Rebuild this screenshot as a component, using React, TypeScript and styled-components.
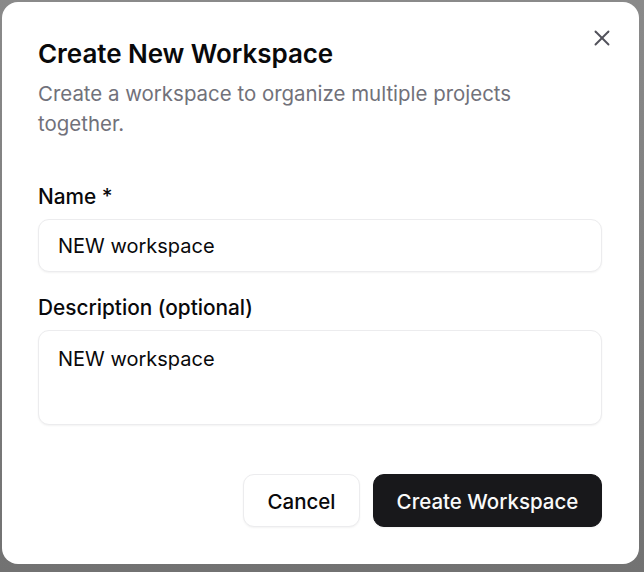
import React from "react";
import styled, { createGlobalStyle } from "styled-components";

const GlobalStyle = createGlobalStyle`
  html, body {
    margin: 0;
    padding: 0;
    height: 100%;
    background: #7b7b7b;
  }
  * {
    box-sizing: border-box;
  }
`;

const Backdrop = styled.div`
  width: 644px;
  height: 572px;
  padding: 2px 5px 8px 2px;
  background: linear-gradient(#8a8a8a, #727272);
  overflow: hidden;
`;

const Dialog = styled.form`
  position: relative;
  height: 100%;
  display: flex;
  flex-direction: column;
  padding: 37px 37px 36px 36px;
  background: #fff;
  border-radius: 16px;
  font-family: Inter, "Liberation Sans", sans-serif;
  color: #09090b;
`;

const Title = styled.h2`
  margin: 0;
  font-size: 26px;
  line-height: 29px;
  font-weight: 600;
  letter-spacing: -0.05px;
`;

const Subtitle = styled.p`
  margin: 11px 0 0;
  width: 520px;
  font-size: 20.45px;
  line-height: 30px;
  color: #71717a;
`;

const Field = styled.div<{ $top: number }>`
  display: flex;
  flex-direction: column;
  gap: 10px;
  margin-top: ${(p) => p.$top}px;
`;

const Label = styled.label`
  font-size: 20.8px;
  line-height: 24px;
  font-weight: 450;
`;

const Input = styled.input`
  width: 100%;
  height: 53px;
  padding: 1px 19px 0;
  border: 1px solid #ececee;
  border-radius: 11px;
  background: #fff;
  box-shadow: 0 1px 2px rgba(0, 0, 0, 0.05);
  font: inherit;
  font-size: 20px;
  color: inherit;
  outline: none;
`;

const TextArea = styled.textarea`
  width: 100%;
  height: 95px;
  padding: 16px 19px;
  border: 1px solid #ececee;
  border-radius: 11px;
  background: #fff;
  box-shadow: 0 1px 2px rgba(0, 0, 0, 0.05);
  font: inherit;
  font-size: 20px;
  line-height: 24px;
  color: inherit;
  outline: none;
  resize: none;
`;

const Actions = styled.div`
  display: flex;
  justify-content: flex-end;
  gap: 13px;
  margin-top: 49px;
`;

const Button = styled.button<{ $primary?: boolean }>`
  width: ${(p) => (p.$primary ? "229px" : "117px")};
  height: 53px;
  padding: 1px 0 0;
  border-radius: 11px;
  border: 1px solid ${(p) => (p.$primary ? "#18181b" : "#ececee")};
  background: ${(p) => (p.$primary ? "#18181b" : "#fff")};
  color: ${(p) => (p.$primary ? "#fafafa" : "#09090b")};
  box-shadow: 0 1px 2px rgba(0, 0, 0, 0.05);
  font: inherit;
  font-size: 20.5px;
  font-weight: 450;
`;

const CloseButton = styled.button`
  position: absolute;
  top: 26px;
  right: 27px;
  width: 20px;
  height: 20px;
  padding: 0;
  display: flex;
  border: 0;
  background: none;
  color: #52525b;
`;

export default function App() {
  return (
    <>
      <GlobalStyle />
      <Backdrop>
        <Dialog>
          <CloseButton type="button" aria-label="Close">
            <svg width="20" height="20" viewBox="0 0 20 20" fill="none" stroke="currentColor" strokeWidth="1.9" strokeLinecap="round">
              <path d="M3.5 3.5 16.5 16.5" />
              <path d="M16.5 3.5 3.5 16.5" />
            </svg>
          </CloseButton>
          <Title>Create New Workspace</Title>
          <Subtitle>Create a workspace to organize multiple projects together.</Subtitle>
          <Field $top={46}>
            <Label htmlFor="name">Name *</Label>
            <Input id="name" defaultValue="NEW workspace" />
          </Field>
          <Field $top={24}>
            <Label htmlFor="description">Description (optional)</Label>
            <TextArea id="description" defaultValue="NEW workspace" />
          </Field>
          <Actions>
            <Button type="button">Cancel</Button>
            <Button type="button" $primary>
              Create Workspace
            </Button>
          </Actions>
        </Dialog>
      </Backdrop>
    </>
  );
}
- - -
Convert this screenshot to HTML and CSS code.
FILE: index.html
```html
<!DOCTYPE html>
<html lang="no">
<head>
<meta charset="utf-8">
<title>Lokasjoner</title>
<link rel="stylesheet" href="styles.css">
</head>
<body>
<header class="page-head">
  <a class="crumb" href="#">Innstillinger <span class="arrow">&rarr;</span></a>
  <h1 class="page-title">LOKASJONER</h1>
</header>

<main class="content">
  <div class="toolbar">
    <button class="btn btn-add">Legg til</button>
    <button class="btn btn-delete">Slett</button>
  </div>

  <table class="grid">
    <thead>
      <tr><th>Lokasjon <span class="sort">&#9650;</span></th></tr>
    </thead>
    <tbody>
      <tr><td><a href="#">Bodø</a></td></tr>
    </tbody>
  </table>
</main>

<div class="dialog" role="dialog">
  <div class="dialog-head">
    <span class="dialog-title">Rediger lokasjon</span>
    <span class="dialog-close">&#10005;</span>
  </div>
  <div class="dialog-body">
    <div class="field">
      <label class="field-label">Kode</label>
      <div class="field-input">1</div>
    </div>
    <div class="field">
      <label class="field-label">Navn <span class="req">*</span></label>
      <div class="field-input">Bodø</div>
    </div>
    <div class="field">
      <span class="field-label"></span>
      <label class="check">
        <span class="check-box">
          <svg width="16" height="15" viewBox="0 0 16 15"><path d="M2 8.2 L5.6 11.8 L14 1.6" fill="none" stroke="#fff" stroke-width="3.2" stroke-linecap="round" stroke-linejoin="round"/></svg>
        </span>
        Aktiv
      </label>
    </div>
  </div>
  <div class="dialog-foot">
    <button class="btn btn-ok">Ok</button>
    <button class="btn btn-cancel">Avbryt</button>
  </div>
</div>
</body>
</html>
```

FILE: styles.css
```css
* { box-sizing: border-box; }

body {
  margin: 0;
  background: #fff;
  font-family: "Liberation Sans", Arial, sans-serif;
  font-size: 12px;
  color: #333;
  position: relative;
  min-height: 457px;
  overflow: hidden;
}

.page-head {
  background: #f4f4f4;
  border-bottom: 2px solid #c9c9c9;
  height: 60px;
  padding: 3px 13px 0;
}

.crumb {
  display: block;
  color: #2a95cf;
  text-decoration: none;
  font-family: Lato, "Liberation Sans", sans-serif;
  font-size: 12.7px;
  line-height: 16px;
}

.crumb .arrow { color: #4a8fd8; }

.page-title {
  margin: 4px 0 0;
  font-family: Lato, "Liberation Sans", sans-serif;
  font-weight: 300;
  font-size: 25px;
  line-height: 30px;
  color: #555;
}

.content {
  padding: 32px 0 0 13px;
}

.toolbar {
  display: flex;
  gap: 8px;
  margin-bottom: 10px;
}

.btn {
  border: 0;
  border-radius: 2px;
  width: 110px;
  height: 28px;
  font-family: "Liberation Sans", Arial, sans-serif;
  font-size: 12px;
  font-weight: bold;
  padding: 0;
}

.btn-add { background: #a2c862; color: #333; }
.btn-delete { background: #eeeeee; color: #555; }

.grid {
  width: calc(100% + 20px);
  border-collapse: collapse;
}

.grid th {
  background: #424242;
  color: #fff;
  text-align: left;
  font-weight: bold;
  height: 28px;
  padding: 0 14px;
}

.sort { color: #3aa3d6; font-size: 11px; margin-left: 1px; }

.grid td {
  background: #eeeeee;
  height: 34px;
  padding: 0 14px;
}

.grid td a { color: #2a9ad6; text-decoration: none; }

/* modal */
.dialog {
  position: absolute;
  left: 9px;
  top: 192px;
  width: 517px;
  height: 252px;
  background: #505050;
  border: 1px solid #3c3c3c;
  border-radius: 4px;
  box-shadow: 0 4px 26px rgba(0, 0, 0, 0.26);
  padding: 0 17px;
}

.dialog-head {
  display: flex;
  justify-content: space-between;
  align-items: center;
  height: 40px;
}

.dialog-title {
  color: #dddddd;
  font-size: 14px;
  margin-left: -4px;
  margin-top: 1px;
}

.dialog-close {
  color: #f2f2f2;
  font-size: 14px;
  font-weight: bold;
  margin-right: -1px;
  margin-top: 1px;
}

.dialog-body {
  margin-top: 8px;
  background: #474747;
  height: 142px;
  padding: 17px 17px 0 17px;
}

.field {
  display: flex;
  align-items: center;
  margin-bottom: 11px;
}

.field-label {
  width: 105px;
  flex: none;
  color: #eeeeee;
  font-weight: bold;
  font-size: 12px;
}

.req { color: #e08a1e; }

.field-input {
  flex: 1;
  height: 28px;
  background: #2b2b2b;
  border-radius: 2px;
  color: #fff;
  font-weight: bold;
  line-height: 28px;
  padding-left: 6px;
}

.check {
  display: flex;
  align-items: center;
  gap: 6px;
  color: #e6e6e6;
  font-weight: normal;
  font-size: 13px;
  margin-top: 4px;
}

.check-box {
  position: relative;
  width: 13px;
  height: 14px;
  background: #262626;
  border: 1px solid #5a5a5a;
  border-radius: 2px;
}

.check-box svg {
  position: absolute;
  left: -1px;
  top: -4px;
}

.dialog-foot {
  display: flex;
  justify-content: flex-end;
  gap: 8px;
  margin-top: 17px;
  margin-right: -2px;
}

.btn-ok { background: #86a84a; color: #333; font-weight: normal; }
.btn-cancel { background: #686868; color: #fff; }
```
- - -
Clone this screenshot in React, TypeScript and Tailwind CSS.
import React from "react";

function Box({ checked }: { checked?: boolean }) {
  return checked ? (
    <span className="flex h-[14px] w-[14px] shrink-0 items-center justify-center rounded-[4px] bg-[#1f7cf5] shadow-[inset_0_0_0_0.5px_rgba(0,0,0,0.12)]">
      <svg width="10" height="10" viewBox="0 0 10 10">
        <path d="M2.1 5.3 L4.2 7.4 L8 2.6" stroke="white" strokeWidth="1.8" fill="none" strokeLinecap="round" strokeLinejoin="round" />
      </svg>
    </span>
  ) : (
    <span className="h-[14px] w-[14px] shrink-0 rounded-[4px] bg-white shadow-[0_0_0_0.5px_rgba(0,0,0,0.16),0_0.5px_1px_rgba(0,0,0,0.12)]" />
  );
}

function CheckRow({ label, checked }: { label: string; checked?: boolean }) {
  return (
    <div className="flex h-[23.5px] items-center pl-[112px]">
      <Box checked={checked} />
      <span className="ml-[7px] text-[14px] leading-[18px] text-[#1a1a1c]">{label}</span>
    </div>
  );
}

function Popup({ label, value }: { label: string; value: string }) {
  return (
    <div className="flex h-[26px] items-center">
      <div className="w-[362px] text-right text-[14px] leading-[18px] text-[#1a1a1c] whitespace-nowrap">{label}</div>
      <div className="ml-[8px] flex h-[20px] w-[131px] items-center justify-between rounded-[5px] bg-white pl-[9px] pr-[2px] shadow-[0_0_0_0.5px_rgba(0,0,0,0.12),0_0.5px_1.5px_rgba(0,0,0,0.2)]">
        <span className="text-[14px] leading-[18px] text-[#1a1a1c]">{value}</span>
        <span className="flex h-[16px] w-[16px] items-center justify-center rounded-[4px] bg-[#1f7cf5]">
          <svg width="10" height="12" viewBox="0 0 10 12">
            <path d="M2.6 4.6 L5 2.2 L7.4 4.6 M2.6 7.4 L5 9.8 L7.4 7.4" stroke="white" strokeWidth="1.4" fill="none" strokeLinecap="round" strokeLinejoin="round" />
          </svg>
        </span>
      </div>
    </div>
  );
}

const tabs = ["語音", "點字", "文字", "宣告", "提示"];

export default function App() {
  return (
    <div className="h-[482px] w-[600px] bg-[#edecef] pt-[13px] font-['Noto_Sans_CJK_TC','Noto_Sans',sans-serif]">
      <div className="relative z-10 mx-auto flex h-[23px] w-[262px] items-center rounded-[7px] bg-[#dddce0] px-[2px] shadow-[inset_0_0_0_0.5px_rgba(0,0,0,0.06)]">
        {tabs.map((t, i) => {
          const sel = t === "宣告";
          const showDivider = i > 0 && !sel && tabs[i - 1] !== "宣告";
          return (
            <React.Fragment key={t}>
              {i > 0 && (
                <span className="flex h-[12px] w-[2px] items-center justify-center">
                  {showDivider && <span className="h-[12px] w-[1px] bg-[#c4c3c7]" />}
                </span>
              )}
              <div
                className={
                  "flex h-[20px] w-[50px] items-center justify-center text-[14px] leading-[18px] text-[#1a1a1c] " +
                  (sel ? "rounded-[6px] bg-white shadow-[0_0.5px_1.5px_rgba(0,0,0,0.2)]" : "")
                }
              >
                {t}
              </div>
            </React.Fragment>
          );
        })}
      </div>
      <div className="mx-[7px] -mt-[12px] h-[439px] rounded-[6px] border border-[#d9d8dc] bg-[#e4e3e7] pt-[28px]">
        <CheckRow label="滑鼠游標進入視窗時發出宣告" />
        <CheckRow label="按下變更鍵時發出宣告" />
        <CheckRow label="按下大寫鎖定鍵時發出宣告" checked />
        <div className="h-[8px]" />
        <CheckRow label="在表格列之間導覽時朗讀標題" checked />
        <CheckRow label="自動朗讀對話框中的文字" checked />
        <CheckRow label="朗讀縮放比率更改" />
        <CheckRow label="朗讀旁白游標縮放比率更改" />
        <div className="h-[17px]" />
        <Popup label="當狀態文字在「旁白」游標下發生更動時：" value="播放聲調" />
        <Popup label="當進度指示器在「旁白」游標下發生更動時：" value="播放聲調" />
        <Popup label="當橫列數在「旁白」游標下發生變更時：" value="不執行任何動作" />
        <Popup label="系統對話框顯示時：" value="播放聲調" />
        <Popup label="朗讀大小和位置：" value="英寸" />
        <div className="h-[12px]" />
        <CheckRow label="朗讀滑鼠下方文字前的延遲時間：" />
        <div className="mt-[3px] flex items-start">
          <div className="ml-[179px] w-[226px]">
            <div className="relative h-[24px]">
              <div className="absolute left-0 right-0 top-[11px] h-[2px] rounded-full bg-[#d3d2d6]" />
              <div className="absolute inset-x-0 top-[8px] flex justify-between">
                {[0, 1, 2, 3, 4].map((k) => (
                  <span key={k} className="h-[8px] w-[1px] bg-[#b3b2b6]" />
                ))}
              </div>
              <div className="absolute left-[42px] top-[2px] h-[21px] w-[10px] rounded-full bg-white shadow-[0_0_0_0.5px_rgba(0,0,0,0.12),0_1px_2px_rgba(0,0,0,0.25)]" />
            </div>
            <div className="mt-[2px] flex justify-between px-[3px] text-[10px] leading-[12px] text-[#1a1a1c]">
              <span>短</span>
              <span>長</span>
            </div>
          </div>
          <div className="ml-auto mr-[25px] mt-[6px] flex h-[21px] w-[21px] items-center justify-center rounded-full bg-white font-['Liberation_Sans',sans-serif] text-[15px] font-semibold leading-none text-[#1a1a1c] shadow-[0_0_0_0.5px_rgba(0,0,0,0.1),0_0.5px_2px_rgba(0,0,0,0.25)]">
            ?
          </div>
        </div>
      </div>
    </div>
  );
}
- - -
→ Problem to solve
Pull out each line of the entries that contains "React".

→ Task response
Rebuild this screenshot as a component, using React, TypeScript and styled-components.
import React from "react";
Clone this screenshot in React, TypeScript and Tailwind CSS.
import React from "react";
            <React.Fragment key={t}>
            </React.Fragment>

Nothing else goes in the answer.